## [Task instructions]
Extract every line of the material below and reproduce it faithfully.

━━━━━ Information provided ━━━━━

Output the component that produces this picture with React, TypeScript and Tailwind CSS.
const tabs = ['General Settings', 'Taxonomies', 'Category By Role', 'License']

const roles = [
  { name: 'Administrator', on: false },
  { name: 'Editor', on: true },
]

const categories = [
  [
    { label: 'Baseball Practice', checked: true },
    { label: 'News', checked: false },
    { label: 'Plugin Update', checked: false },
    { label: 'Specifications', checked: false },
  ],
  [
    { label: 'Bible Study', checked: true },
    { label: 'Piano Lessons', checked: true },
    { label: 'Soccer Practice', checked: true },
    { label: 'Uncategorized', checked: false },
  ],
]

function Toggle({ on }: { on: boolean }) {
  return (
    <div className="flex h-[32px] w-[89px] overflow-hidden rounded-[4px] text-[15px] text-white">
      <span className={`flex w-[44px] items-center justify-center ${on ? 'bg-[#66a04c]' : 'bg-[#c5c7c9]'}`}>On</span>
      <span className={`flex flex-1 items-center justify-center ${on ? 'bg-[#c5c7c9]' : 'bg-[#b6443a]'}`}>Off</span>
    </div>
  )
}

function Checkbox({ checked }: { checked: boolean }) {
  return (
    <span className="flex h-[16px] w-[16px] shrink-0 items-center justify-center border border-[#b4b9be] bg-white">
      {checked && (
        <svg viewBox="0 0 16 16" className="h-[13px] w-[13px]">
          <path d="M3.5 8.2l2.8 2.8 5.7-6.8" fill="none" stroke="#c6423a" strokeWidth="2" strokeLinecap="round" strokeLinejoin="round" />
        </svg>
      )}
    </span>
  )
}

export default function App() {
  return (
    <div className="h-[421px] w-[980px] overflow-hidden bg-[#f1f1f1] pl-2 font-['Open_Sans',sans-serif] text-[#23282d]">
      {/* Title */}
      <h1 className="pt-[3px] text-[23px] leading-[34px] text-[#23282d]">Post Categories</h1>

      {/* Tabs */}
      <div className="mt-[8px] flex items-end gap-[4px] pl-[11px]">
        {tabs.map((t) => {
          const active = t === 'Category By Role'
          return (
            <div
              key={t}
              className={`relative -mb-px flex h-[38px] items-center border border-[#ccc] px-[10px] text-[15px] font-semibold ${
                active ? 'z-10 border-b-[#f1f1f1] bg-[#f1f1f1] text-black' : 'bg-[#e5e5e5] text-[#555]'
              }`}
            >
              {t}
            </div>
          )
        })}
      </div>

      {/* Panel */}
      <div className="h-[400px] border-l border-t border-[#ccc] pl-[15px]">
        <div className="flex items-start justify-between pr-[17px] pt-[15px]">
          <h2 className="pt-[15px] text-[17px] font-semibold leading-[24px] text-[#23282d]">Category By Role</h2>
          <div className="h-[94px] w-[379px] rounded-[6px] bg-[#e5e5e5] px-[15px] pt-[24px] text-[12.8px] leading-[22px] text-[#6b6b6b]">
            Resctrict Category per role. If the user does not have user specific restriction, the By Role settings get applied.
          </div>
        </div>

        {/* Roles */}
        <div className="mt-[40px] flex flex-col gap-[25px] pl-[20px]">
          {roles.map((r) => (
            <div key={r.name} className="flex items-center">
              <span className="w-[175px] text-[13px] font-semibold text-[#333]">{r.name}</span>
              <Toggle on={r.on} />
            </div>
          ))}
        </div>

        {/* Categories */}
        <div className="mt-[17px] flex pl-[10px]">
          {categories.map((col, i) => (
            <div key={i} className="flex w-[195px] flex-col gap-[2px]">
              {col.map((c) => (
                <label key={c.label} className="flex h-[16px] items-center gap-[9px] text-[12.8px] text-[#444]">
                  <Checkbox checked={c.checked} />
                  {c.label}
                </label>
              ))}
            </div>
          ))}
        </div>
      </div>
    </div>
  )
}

━━━━━

## [Solution]
Output the component that produces this picture with React, TypeScript and Tailwind CSS.
const tabs = ['General Settings', 'Taxonomies', 'Category By Role', 'License']

const roles = [
  { name: 'Administrator', on: false },
  { name: 'Editor', on: true },
]

const categories = [
  [
    { label: 'Baseball Practice', checked: true },
    { label: 'News', checked: false },
    { label: 'Plugin Update', checked: false },
    { label: 'Specifications', checked: false },
  ],
  [
    { label: 'Bible Study', checked: true },
    { label: 'Piano Lessons', checked: true },
    { label: 'Soccer Practice', checked: true },
    { label: 'Uncategorized', checked: false },
  ],
]

function Toggle({ on }: { on: boolean }) {
  return (
    <div className="flex h-[32px] w-[89px] overflow-hidden rounded-[4px] text-[15px] text-white">
      <span className={`flex w-[44px] items-center justify-center ${on ? 'bg-[#66a04c]' : 'bg-[#c5c7c9]'}`}>On</span>
      <span className={`flex flex-1 items-center justify-center ${on ? 'bg-[#c5c7c9]' : 'bg-[#b6443a]'}`}>Off</span>
    </div>
  )
}

function Checkbox({ checked }: { checked: boolean }) {
  return (
    <span className="flex h-[16px] w-[16px] shrink-0 items-center justify-center border border-[#b4b9be] bg-white">
      {checked && (
        <svg viewBox="0 0 16 16" className="h-[13px] w-[13px]">
          <path d="M3.5 8.2l2.8 2.8 5.7-6.8" fill="none" stroke="#c6423a" strokeWidth="2" strokeLinecap="round" strokeLinejoin="round" />
        </svg>
      )}
    </span>
  )
}

export default function App() {
  return (
    <div className="h-[421px] w-[980px] overflow-hidden bg-[#f1f1f1] pl-2 font-['Open_Sans',sans-serif] text-[#23282d]">
      {/* Title */}
      <h1 className="pt-[3px] text-[23px] leading-[34px] text-[#23282d]">Post Categories</h1>

      {/* Tabs */}
      <div className="mt-[8px] flex items-end gap-[4px] pl-[11px]">
        {tabs.map((t) => {
          const active = t === 'Category By Role'
          return (
            <div
              key={t}
              className={`relative -mb-px flex h-[38px] items-center border border-[#ccc] px-[10px] text-[15px] font-semibold ${
                active ? 'z-10 border-b-[#f1f1f1] bg-[#f1f1f1] text-black' : 'bg-[#e5e5e5] text-[#555]'
              }`}
            >
              {t}
            </div>
          )
        })}
      </div>

      {/* Panel */}
      <div className="h-[400px] border-l border-t border-[#ccc] pl-[15px]">
        <div className="flex items-start justify-between pr-[17px] pt-[15px]">
          <h2 className="pt-[15px] text-[17px] font-semibold leading-[24px] text-[#23282d]">Category By Role</h2>
          <div className="h-[94px] w-[379px] rounded-[6px] bg-[#e5e5e5] px-[15px] pt-[24px] text-[12.8px] leading-[22px] text-[#6b6b6b]">
            Resctrict Category per role. If the user does not have user specific restriction, the By Role settings get applied.
          </div>
        </div>

        {/* Roles */}
        <div className="mt-[40px] flex flex-col gap-[25px] pl-[20px]">
          {roles.map((r) => (
            <div key={r.name} className="flex items-center">
              <span className="w-[175px] text-[13px] font-semibold text-[#333]">{r.name}</span>
              <Toggle on={r.on} />
            </div>
          ))}
        </div>

        {/* Categories */}
        <div className="mt-[17px] flex pl-[10px]">
          {categories.map((col, i) => (
            <div key={i} className="flex w-[195px] flex-col gap-[2px]">
              {col.map((c) => (
                <label key={c.label} className="flex h-[16px] items-center gap-[9px] text-[12.8px] text-[#444]">
                  <Checkbox checked={c.checked} />
                  {c.label}
                </label>
              ))}
            </div>
          ))}
        </div>
      </div>
    </div>
  )
}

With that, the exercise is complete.